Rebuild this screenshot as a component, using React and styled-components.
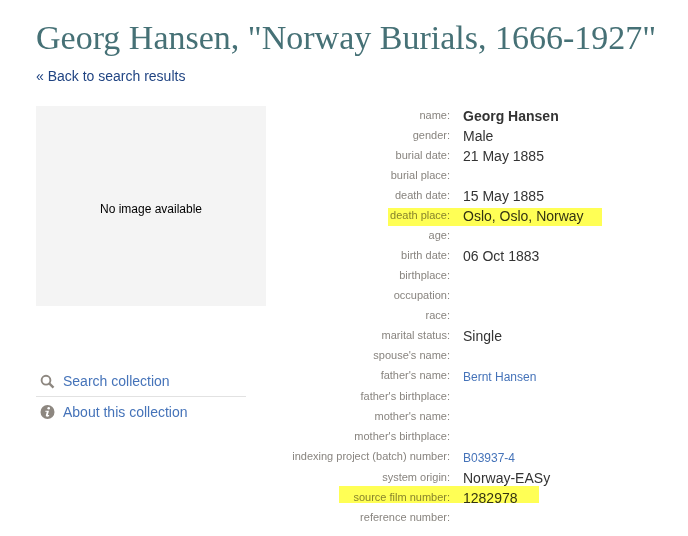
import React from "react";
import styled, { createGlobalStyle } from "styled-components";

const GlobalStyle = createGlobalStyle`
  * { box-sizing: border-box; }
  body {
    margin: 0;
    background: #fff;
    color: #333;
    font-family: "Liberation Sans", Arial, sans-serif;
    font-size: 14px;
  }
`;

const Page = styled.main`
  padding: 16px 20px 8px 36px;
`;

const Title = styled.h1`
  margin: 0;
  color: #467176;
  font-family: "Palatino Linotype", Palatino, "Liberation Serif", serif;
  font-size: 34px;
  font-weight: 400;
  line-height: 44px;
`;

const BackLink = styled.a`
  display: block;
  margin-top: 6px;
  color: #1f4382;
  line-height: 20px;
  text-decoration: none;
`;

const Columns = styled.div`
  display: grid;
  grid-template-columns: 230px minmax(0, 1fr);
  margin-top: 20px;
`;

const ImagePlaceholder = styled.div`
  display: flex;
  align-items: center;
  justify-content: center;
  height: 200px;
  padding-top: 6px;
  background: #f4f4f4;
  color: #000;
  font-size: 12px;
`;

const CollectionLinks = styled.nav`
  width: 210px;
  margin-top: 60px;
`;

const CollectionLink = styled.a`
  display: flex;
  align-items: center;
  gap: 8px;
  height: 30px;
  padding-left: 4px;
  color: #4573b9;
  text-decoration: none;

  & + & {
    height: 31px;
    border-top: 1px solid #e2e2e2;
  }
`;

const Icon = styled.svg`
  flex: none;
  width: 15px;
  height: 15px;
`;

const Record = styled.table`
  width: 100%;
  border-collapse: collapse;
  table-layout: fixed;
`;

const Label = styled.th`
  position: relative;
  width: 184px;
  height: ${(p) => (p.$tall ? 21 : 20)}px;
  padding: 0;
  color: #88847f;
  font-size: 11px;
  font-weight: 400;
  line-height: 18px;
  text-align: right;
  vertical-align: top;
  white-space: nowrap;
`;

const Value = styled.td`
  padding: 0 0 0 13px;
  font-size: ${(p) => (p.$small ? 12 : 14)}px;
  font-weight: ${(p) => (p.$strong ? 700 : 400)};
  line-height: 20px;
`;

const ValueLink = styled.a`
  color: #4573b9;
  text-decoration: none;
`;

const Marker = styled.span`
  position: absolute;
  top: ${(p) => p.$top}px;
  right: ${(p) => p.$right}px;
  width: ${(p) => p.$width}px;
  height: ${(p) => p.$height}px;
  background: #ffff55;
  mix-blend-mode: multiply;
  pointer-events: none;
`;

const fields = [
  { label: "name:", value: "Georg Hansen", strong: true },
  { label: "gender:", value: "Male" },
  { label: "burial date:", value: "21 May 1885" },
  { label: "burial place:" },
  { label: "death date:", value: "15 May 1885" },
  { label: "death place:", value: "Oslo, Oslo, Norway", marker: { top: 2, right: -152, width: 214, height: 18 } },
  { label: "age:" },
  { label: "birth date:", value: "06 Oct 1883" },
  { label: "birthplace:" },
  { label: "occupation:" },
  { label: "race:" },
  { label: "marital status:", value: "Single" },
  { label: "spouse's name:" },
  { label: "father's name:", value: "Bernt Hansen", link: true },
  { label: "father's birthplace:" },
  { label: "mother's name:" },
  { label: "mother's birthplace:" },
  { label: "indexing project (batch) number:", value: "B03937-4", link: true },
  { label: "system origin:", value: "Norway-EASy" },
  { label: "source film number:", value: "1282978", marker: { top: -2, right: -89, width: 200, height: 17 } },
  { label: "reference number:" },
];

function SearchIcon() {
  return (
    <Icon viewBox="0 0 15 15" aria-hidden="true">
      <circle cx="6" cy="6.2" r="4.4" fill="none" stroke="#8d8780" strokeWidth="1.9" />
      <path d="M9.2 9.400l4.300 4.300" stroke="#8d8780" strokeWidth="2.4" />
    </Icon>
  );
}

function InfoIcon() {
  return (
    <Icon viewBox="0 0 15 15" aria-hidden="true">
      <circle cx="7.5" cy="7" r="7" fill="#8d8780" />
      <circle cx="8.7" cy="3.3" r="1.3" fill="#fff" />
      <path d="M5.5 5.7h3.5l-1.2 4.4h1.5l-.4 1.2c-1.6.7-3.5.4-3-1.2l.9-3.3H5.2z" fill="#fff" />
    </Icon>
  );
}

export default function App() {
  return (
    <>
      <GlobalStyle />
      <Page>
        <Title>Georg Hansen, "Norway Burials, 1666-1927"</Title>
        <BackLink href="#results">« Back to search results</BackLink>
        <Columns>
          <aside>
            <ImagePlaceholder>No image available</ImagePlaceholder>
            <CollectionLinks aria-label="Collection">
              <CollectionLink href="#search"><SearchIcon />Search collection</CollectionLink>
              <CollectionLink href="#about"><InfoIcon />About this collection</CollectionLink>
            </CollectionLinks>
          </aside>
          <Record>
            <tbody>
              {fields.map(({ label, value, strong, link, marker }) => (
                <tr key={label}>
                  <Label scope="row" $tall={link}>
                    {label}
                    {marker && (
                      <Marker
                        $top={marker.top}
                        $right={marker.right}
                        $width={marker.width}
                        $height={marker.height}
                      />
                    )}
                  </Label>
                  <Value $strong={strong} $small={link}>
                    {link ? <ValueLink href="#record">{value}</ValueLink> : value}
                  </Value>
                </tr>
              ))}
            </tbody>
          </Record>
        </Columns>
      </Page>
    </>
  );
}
---+---
▸ **PROBLEM DETAILS**
Exclude every picture and copy the remaining data exactly.

▸ **CORRECT RESULT**
Rebuild this screenshot as a component, using React and styled-components.
import React from "react";
import styled, { createGlobalStyle } from "styled-components";

const GlobalStyle = createGlobalStyle`
  * { box-sizing: border-box; }
  body {
    margin: 0;
    background: #fff;
    color: #333;
    font-family: "Liberation Sans", Arial, sans-serif;
    font-size: 14px;
  }
`;

const Page = styled.main`
  padding: 16px 20px 8px 36px;
`;

const Title = styled.h1`
  margin: 0;
  color: #467176;
  font-family: "Palatino Linotype", Palatino, "Liberation Serif", serif;
  font-size: 34px;
  font-weight: 400;
  line-height: 44px;
`;

const BackLink = styled.a`
  display: block;
  margin-top: 6px;
  color: #1f4382;
  line-height: 20px;
  text-decoration: none;
`;

const Columns = styled.div`
  display: grid;
  grid-template-columns: 230px minmax(0, 1fr);
  margin-top: 20px;
`;

const ImagePlaceholder = styled.div`
  display: flex;
  align-items: center;
  justify-content: center;
  height: 200px;
  padding-top: 6px;
  background: #f4f4f4;
  color: #000;
  font-size: 12px;
`;

const CollectionLinks = styled.nav`
  width: 210px;
  margin-top: 60px;
`;

const CollectionLink = styled.a`
  display: flex;
  align-items: center;
  gap: 8px;
  height: 30px;
  padding-left: 4px;
  color: #4573b9;
  text-decoration: none;

  & + & {
    height: 31px;
    border-top: 1px solid #e2e2e2;
  }
`;

const Icon = styled.svg`
  flex: none;
  width: 15px;
  height: 15px;
`;

const Record = styled.table`
  width: 100%;
  border-collapse: collapse;
  table-layout: fixed;
`;

const Label = styled.th`
  position: relative;
  width: 184px;
  height: ${(p) => (p.$tall ? 21 : 20)}px;
  padding: 0;
  color: #88847f;
  font-size: 11px;
  font-weight: 400;
  line-height: 18px;
  text-align: right;
  vertical-align: top;
  white-space: nowrap;
`;

const Value = styled.td`
  padding: 0 0 0 13px;
  font-size: ${(p) => (p.$small ? 12 : 14)}px;
  font-weight: ${(p) => (p.$strong ? 700 : 400)};
  line-height: 20px;
`;

const ValueLink = styled.a`
  color: #4573b9;
  text-decoration: none;
`;

const Marker = styled.span`
  position: absolute;
  top: ${(p) => p.$top}px;
  right: ${(p) => p.$right}px;
  width: ${(p) => p.$width}px;
  height: ${(p) => p.$height}px;
  background: #ffff55;
  mix-blend-mode: multiply;
  pointer-events: none;
`;

const fields = [
  { label: "name:", value: "Georg Hansen", strong: true },
  { label: "gender:", value: "Male" },
  { label: "burial date:", value: "21 May 1885" },
  { label: "burial place:" },
  { label: "death date:", value: "15 May 1885" },
  { label: "death place:", value: "Oslo, Oslo, Norway", marker: { top: 2, right: -152, width: 214, height: 18 } },
  { label: "age:" },
  { label: "birth date:", value: "06 Oct 1883" },
  { label: "birthplace:" },
  { label: "occupation:" },
  { label: "race:" },
  { label: "marital status:", value: "Single" },
  { label: "spouse's name:" },
  { label: "father's name:", value: "Bernt Hansen", link: true },
  { label: "father's birthplace:" },
  { label: "mother's name:" },
  { label: "mother's birthplace:" },
  { label: "indexing project (batch) number:", value: "B03937-4", link: true },
  { label: "system origin:", value: "Norway-EASy" },
  { label: "source film number:", value: "1282978", marker: { top: -2, right: -89, width: 200, height: 17 } },
  { label: "reference number:" },
];

function SearchIcon() {
  return (
    <Icon viewBox="0 0 15 15" aria-hidden="true">
      <circle cx="6" cy="6.2" r="4.4" fill="none" stroke="#8d8780" strokeWidth="1.9" />
      <path d="M9.2 9.400l4.300 4.300" stroke="#8d8780" strokeWidth="2.4" />
    </Icon>
  );
}

function InfoIcon() {
  return (
    <Icon viewBox="0 0 15 15" aria-hidden="true">
      <circle cx="7.5" cy="7" r="7" fill="#8d8780" />
      <circle cx="8.7" cy="3.3" r="1.3" fill="#fff" />
      <path d="M5.5 5.7h3.5l-1.2 4.4h1.5l-.4 1.2c-1.6.7-3.5.4-3-1.2l.9-3.3H5.2z" fill="#fff" />
    </Icon>
  );
}

export default function App() {
  return (
    <>
      <GlobalStyle />
      <Page>
        <Title>Georg Hansen, "Norway Burials, 1666-1927"</Title>
        <BackLink href="#results">« Back to search results</BackLink>
        <Columns>
          <aside>
            <ImagePlaceholder>No image available</ImagePlaceholder>
            <CollectionLinks aria-label="Collection">
              <CollectionLink href="#search"><SearchIcon />Search collection</CollectionLink>
              <CollectionLink href="#about"><InfoIcon />About this collection</CollectionLink>
            </CollectionLinks>
          </aside>
          <Record>
            <tbody>
              {fields.map(({ label, value, strong, link, marker }) => (
                <tr key={label}>
                  <Label scope="row" $tall={link}>
                    {label}
                    {marker && (
                      <Marker
                        $top={marker.top}
                        $right={marker.right}
                        $width={marker.width}
                        $height={marker.height}
                      />
                    )}
                  </Label>
                  <Value $strong={strong} $small={link}>
                    {link ? <ValueLink href="#record">{value}</ValueLink> : value}
                  </Value>
                </tr>
              ))}
            </tbody>
          </Record>
        </Columns>
      </Page>
    </>
  );
}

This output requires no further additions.